Use Data to Refine Targeting
As I said earlier, data is the main driving force behind today’s outreach. You have data laying all around your website and social platforms. Collect them, study them, evaluate them, and then use them to craft your next outreach campaign.
Also, refine the ones that are currently running. Use tools to find out which of your target audiences are more likely to engage. Then craft your outreach messages targeting them individually.
Incorporate Feedback Loops
Frequently ask your target audiences for feedback. Ask them if they like a certain campaign of yours or not. If yes, try to analyze and identify why. If not, do the same.
These insights and the actions you take regarding them will create a powerful feedback loop for you, which will be 100% organic.
Align Outreach with Brand Voice
Carefully curate your tone and approach. Inconsistency in tone of approach can confuse the audiences and make them trust your brand less.
Always maintain a consistent, professional tone. Your approach should be friendly, but not callous. Helpful, but not spoon-feeding. And your language should always be concise, but easily decipherable by the majority of your target audience.
Scale What Works
When a particular campaign strategy turns out to be successful, copy it on a large scale and implicate it on as many aspects as possible.

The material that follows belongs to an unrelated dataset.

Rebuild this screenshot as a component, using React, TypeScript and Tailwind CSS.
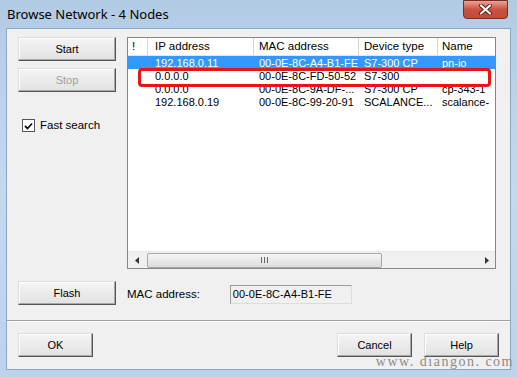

Find out message and email templates that work, focus more on high-performing channels like social media comments, expand campaigns to a broader audience gradually while still remaining relevant and sounding professional.
Everything Counts
Anything and everything you do with your outreach efforts will leave a lasting imprint in the end results. Sometimes in the form of success, other times dressed up as failure.
What you need to do is recognize both and analyze the reasons behind them, then determine what to do with those reasons. This was just a basic guide on how to do that.